There are, of course, many factors that account for the rapidity of the growth of Baptist work in the state of Texas—reaching a point of more than five thousand local congregations and maintaining some of the largest churches in the land. But the ministry of Scarborough at Southwestern, particularly the influence of this book With Christ After the Lost, surely constitutes one inescapable reason for such growth. Scarborough wrote other books, such as How Jesus Won Men, but With Christ After the Lost became the most widely disseminated and influential of his books.

 

Two factors in my own life resulted in a profound commitment on my part to a lifelong effort in personal evangelism—the example of my father, together with the time he spent personally training me to share my faith and even to extend the offer of salvation to lost people, and the reading of Scarborough’s book.

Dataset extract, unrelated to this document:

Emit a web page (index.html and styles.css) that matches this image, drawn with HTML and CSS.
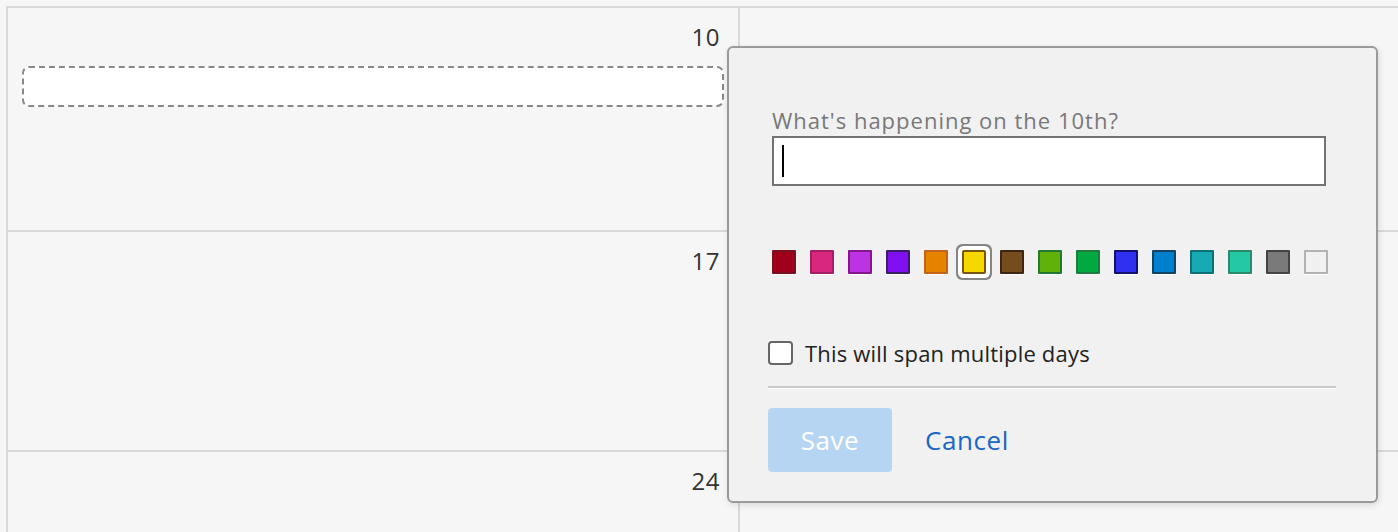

But in the end, even the first influence toward evangelism was also directly related to this volume With Christ After the Lost.

 

As a consequence, I am delighted this volume is a part of the Library of Centennial Classics of Southwestern Seminary where we have been able to reprint this splendid volume one more time. If it seems pedestrian to some readers, let it be remembered that the apostle Paul himself was criticized by some for being unimpressive. Yet his work has endured for twenty centuries. By the same token, this work on personal evangelism by Lee Scarborough continues to have a monumental influence even if little read today.

 

Every time I have the privilege of introducing a person to faith in Jesus Christ, I remember my own indebtedness to L.R. Scarborough. Our prayer to God is that many will secure a copy of the Library of Centennial Classics and read With Christ After the Lost and be blessed by it.